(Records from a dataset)
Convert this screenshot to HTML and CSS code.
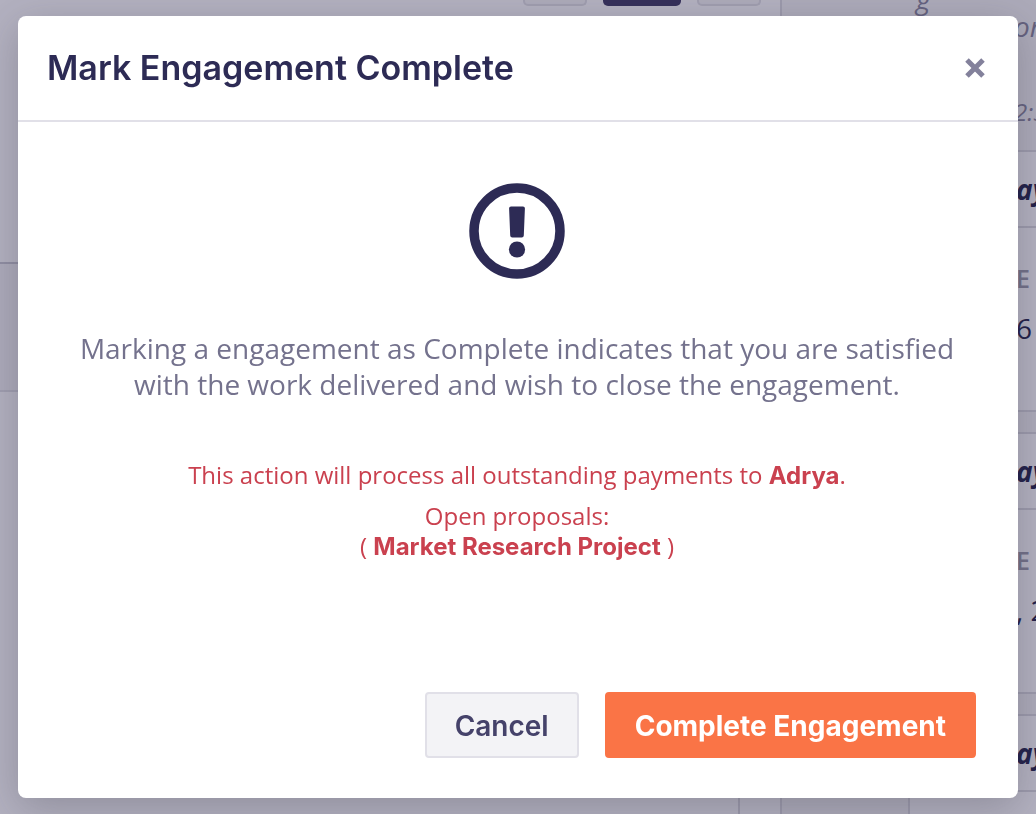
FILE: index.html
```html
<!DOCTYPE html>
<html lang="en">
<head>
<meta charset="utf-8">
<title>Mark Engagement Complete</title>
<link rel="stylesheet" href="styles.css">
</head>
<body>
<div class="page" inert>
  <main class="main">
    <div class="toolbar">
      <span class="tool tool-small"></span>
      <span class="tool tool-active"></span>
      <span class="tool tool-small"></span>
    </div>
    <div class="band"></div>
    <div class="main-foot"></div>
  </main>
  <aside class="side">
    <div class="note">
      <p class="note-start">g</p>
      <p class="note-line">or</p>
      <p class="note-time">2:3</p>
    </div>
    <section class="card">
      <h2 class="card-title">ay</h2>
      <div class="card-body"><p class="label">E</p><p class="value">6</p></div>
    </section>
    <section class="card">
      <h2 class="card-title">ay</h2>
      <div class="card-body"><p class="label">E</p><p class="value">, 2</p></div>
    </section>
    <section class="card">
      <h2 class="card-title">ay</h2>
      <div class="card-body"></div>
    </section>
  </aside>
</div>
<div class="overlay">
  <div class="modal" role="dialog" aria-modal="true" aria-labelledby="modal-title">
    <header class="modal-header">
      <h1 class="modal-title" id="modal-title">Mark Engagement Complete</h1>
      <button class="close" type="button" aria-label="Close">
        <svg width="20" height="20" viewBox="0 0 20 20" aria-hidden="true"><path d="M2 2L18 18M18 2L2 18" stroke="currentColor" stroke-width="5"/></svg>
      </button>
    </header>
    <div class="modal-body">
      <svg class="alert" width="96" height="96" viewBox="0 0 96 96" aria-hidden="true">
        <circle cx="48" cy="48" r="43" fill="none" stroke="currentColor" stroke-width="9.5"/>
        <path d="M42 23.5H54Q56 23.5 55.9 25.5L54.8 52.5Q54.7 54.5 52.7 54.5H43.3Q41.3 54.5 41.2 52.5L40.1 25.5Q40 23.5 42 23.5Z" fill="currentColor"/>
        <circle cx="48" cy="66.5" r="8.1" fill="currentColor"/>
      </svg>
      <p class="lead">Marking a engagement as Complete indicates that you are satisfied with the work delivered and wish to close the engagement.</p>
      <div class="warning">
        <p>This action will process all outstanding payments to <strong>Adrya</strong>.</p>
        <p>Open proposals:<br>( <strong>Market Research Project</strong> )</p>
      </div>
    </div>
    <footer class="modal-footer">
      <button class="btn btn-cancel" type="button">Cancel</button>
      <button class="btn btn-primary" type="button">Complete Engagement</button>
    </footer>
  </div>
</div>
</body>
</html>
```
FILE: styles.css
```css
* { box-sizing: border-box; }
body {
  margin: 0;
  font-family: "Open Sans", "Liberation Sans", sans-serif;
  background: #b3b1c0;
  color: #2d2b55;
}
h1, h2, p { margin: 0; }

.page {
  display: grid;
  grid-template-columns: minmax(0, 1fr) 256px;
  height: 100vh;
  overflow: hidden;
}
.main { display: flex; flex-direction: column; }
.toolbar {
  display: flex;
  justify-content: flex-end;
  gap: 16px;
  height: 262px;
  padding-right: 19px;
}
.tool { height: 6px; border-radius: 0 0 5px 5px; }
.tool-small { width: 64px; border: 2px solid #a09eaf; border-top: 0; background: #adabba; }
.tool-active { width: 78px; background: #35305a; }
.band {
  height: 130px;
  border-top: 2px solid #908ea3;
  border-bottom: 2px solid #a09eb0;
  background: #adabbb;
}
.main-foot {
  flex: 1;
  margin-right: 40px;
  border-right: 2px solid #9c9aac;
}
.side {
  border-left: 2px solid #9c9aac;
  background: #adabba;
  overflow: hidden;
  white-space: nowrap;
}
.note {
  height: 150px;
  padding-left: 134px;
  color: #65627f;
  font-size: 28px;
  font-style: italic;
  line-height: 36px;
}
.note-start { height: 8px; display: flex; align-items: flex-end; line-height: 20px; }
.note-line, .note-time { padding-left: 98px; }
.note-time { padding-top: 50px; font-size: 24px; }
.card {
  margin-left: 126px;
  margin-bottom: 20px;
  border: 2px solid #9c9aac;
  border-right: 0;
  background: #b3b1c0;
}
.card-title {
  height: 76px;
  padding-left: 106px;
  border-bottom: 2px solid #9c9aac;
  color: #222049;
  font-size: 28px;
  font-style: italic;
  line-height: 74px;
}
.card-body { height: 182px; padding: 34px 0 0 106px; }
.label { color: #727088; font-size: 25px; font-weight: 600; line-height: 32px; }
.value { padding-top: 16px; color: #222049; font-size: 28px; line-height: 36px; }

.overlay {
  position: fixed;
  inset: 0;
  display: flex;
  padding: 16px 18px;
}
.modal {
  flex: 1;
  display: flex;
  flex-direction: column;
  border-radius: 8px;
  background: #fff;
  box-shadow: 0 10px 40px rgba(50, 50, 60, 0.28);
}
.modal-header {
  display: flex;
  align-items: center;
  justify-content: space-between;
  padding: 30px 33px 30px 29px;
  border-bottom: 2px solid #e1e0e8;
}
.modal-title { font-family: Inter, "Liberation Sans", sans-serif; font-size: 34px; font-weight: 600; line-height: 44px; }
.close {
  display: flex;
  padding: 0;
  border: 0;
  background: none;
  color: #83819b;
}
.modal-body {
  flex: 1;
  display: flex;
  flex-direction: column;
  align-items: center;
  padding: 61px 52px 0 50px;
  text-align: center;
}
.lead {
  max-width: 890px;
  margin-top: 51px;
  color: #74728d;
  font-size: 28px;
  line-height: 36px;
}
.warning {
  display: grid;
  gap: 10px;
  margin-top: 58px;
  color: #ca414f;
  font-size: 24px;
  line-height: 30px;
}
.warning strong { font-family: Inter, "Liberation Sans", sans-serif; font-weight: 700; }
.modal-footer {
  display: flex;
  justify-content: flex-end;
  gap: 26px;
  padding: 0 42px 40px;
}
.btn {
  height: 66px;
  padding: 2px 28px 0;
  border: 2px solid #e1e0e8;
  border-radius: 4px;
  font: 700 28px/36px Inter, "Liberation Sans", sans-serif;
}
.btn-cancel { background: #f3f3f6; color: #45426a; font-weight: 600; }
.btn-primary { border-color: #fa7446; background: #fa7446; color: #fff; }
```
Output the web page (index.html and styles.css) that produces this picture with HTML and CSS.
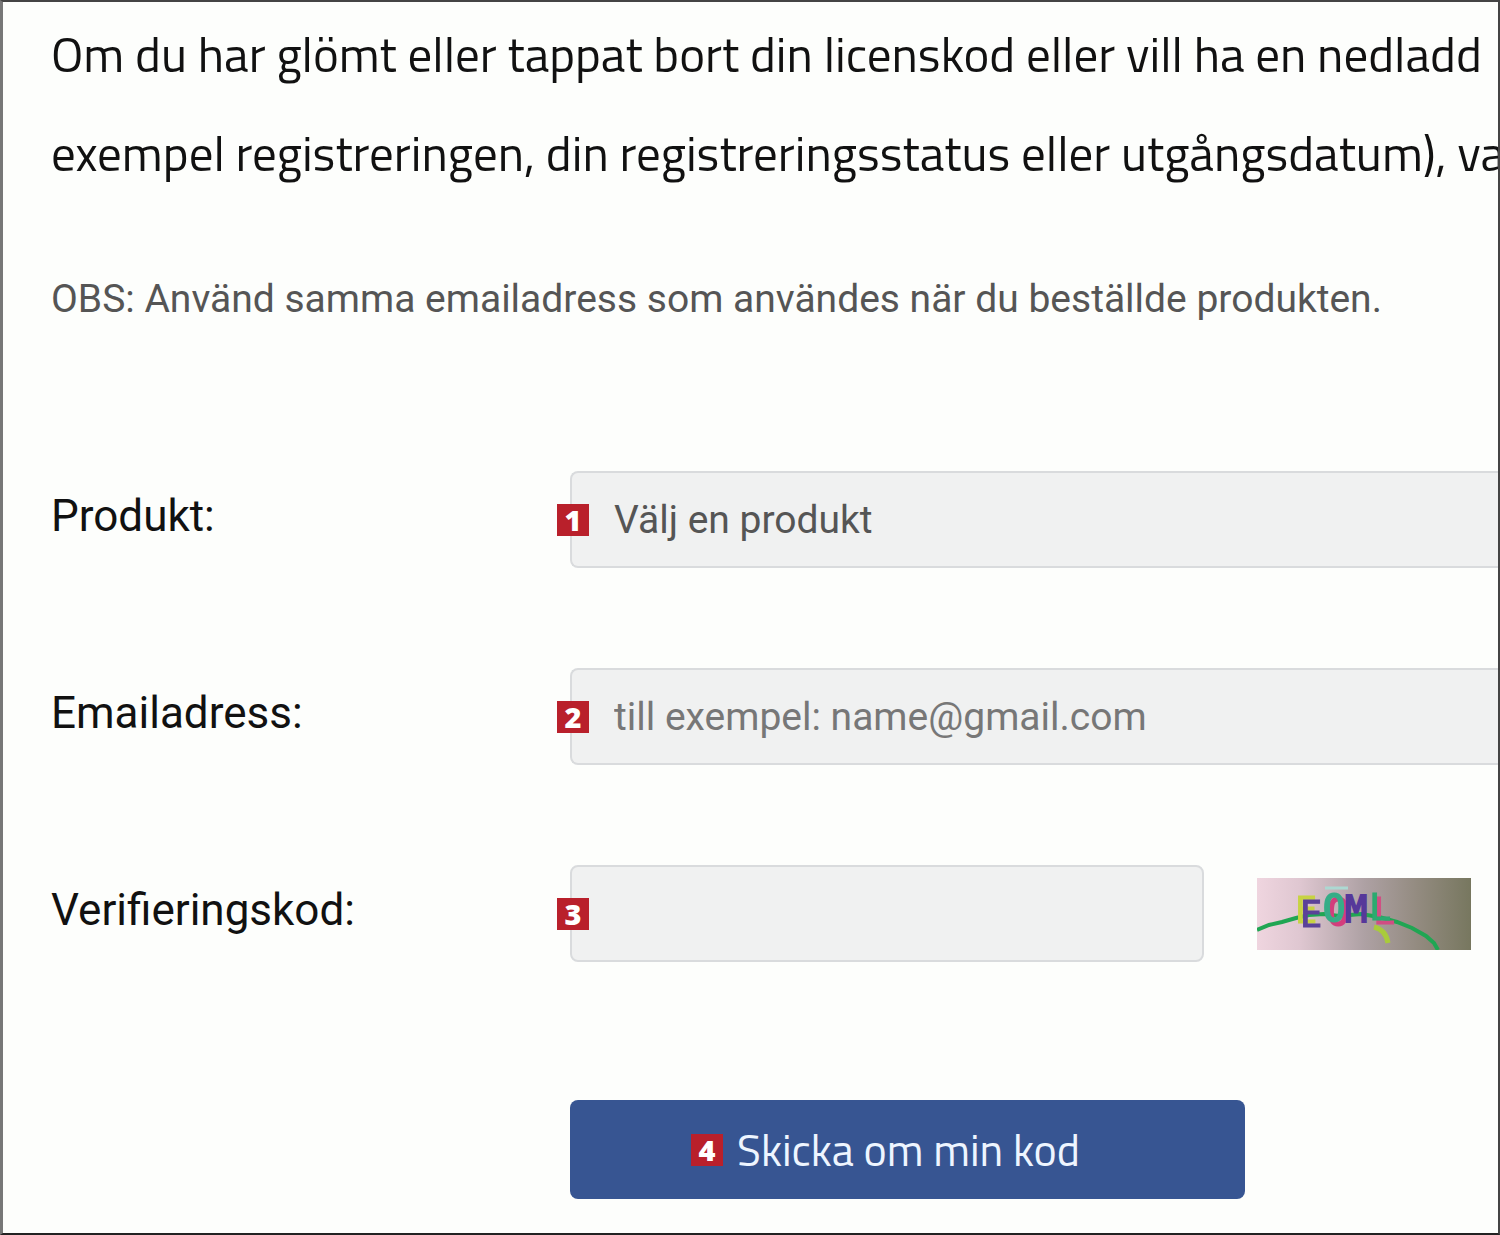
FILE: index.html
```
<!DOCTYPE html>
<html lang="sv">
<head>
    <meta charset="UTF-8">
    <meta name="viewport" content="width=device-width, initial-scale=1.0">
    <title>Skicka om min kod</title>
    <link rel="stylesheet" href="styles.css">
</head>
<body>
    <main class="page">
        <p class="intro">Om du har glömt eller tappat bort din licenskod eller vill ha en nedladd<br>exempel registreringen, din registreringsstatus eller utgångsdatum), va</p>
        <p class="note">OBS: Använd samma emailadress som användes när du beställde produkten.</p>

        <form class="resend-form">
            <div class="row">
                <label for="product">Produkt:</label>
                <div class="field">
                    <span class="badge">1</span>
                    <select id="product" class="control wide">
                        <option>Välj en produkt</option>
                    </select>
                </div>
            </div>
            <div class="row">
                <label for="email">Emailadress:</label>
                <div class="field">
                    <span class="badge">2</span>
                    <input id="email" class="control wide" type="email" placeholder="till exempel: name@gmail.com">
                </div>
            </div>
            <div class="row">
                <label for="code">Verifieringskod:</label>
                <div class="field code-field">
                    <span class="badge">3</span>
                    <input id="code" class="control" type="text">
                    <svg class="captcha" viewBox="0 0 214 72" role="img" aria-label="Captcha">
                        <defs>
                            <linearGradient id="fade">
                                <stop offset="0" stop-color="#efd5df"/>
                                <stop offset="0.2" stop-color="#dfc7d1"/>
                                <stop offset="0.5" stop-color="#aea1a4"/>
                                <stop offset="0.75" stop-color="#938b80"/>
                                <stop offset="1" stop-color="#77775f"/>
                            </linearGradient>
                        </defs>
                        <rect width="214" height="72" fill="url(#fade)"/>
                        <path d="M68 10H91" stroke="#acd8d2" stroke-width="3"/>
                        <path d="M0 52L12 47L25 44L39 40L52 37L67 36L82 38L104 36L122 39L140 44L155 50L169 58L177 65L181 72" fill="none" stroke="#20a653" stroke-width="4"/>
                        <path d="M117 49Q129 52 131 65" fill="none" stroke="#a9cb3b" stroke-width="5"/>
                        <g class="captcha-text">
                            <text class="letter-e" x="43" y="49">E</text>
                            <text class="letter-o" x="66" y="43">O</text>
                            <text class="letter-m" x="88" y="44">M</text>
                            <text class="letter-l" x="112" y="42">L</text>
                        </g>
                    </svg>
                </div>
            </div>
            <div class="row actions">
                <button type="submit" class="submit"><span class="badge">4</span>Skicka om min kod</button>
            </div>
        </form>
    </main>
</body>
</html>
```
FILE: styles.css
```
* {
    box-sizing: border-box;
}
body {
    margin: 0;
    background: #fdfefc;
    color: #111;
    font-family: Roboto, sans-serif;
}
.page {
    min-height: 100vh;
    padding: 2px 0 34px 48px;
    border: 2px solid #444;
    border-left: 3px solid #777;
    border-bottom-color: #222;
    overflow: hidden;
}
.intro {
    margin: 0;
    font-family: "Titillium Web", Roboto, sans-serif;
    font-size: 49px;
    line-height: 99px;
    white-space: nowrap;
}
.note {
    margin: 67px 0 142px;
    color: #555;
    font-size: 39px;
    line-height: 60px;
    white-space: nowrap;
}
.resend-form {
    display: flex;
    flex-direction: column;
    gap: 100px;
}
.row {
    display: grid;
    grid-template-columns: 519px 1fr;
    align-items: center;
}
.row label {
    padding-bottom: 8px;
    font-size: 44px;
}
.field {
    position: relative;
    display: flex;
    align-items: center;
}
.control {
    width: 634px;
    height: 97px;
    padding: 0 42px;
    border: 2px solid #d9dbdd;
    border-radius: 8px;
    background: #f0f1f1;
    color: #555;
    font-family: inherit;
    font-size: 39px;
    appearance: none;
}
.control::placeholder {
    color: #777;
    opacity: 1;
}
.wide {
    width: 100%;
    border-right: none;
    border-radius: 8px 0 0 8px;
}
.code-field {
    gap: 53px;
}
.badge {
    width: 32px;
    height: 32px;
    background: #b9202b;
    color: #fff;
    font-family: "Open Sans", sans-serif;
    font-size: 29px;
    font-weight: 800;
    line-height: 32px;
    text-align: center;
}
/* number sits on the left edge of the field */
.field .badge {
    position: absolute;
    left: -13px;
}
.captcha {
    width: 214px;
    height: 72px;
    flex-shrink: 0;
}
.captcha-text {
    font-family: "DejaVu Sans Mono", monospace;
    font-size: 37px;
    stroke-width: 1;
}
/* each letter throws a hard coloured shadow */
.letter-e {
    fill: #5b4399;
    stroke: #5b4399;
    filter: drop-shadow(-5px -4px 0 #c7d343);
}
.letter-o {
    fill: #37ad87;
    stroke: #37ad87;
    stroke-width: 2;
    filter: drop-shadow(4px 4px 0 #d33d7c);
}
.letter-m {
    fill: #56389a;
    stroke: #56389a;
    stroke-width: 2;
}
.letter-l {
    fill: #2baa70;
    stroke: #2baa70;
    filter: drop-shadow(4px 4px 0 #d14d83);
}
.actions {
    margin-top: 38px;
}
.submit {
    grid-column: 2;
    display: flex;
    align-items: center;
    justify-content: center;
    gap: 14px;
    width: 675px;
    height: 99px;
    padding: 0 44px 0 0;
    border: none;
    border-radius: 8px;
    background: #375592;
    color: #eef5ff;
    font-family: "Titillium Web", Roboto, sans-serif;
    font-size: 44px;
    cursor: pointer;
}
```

== Aim of the exercise ==
Copy, from the material, each line that holds the string "page".

== Finished task ==
<div class="page" inert>
.page {
Output the web page (index.html and styles.css) that produces this picture with HTML and CSS.
    <main class="page">
.page {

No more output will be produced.